WHAT YOU SHOULD DO: Repeat each line word for word.

SOURCE DATA:
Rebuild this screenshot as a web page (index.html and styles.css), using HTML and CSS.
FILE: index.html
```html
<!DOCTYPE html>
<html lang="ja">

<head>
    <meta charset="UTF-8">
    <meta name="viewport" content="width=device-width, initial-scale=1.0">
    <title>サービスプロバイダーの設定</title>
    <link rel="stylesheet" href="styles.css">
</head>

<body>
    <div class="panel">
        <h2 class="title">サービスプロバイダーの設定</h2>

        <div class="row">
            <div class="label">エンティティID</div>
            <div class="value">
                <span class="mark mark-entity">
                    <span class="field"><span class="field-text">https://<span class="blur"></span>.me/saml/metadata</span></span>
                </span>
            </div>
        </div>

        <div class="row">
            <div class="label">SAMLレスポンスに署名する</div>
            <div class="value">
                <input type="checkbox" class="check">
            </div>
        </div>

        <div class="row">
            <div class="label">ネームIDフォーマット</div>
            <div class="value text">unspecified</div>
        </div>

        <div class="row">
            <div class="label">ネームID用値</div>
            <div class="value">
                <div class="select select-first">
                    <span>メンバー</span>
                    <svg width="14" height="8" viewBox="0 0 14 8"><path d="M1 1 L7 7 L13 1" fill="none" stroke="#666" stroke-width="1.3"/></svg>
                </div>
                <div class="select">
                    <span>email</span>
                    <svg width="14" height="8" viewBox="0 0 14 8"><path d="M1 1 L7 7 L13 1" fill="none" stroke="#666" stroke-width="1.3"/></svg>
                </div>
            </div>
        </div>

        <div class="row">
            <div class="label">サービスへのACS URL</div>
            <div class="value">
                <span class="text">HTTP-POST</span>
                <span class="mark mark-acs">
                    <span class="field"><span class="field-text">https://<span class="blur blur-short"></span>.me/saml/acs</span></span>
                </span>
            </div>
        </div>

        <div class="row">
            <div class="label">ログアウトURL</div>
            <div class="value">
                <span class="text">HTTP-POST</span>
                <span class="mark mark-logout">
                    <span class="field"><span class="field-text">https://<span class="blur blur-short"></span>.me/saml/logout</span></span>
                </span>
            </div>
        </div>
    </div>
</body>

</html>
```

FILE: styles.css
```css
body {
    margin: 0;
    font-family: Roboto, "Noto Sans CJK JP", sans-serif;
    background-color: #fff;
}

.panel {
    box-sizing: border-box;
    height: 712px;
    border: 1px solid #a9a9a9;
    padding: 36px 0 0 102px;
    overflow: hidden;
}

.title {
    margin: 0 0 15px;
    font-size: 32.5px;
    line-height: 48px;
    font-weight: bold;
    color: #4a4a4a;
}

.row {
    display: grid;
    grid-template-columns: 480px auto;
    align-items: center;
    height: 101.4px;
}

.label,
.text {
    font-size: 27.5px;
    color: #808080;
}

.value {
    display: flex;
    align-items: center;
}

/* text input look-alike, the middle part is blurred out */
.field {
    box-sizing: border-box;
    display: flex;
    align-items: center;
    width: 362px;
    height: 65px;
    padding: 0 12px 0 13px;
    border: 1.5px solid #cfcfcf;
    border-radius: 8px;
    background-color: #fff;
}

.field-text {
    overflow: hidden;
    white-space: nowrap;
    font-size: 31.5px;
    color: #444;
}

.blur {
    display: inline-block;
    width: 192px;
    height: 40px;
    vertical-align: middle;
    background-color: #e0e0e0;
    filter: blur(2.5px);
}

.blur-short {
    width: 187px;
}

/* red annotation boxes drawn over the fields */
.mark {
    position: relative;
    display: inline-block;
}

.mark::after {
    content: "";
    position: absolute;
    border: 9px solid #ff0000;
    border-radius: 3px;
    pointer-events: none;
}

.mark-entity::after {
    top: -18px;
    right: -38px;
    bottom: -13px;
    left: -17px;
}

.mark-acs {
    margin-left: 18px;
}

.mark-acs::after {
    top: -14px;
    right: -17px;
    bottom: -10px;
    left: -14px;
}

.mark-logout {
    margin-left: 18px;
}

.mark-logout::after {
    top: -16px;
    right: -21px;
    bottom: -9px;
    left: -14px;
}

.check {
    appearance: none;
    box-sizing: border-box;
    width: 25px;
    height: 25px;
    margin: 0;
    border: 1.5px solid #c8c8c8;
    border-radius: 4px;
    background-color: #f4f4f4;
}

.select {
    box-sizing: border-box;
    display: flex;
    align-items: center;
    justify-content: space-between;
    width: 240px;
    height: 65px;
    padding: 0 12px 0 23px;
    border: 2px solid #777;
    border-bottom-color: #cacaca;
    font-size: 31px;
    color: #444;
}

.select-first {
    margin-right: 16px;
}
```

SOLUTION:
Rebuild this screenshot as a web page (index.html and styles.css), using HTML and CSS.
FILE: index.html
```html
<!DOCTYPE html>
<html lang="ja">

<head>
    <meta charset="UTF-8">
    <meta name="viewport" content="width=device-width, initial-scale=1.0">
    <title>サービスプロバイダーの設定</title>
    <link rel="stylesheet" href="styles.css">
</head>

<body>
    <div class="panel">
        <h2 class="title">サービスプロバイダーの設定</h2>

        <div class="row">
            <div class="label">エンティティID</div>
            <div class="value">
                <span class="mark mark-entity">
                    <span class="field"><span class="field-text">https://<span class="blur"></span>.me/saml/metadata</span></span>
                </span>
            </div>
        </div>

        <div class="row">
            <div class="label">SAMLレスポンスに署名する</div>
            <div class="value">
                <input type="checkbox" class="check">
            </div>
        </div>

        <div class="row">
            <div class="label">ネームIDフォーマット</div>
            <div class="value text">unspecified</div>
        </div>

        <div class="row">
            <div class="label">ネームID用値</div>
            <div class="value">
                <div class="select select-first">
                    <span>メンバー</span>
                    <svg width="14" height="8" viewBox="0 0 14 8"><path d="M1 1 L7 7 L13 1" fill="none" stroke="#666" stroke-width="1.3"/></svg>
                </div>
                <div class="select">
                    <span>email</span>
                    <svg width="14" height="8" viewBox="0 0 14 8"><path d="M1 1 L7 7 L13 1" fill="none" stroke="#666" stroke-width="1.3"/></svg>
                </div>
            </div>
        </div>

        <div class="row">
            <div class="label">サービスへのACS URL</div>
            <div class="value">
                <span class="text">HTTP-POST</span>
                <span class="mark mark-acs">
                    <span class="field"><span class="field-text">https://<span class="blur blur-short"></span>.me/saml/acs</span></span>
                </span>
            </div>
        </div>

        <div class="row">
            <div class="label">ログアウトURL</div>
            <div class="value">
                <span class="text">HTTP-POST</span>
                <span class="mark mark-logout">
                    <span class="field"><span class="field-text">https://<span class="blur blur-short"></span>.me/saml/logout</span></span>
                </span>
            </div>
        </div>
    </div>
</body>

</html>
```

FILE: styles.css
```css
body {
    margin: 0;
    font-family: Roboto, "Noto Sans CJK JP", sans-serif;
    background-color: #fff;
}

.panel {
    box-sizing: border-box;
    height: 712px;
    border: 1px solid #a9a9a9;
    padding: 36px 0 0 102px;
    overflow: hidden;
}

.title {
    margin: 0 0 15px;
    font-size: 32.5px;
    line-height: 48px;
    font-weight: bold;
    color: #4a4a4a;
}

.row {
    display: grid;
    grid-template-columns: 480px auto;
    align-items: center;
    height: 101.4px;
}

.label,
.text {
    font-size: 27.5px;
    color: #808080;
}

.value {
    display: flex;
    align-items: center;
}

/* text input look-alike, the middle part is blurred out */
.field {
    box-sizing: border-box;
    display: flex;
    align-items: center;
    width: 362px;
    height: 65px;
    padding: 0 12px 0 13px;
    border: 1.5px solid #cfcfcf;
    border-radius: 8px;
    background-color: #fff;
}

.field-text {
    overflow: hidden;
    white-space: nowrap;
    font-size: 31.5px;
    color: #444;
}

.blur {
    display: inline-block;
    width: 192px;
    height: 40px;
    vertical-align: middle;
    background-color: #e0e0e0;
    filter: blur(2.5px);
}

.blur-short {
    width: 187px;
}

/* red annotation boxes drawn over the fields */
.mark {
    position: relative;
    display: inline-block;
}

.mark::after {
    content: "";
    position: absolute;
    border: 9px solid #ff0000;
    border-radius: 3px;
    pointer-events: none;
}

.mark-entity::after {
    top: -18px;
    right: -38px;
    bottom: -13px;
    left: -17px;
}

.mark-acs {
    margin-left: 18px;
}

.mark-acs::after {
    top: -14px;
    right: -17px;
    bottom: -10px;
    left: -14px;
}

.mark-logout {
    margin-left: 18px;
}

.mark-logout::after {
    top: -16px;
    right: -21px;
    bottom: -9px;
    left: -14px;
}

.check {
    appearance: none;
    box-sizing: border-box;
    width: 25px;
    height: 25px;
    margin: 0;
    border: 1.5px solid #c8c8c8;
    border-radius: 4px;
    background-color: #f4f4f4;
}

.select {
    box-sizing: border-box;
    display: flex;
    align-items: center;
    justify-content: space-between;
    width: 240px;
    height: 65px;
    padding: 0 12px 0 23px;
    border: 2px solid #777;
    border-bottom-color: #cacaca;
    font-size: 31px;
    color: #444;
}

.select-first {
    margin-right: 16px;
}
```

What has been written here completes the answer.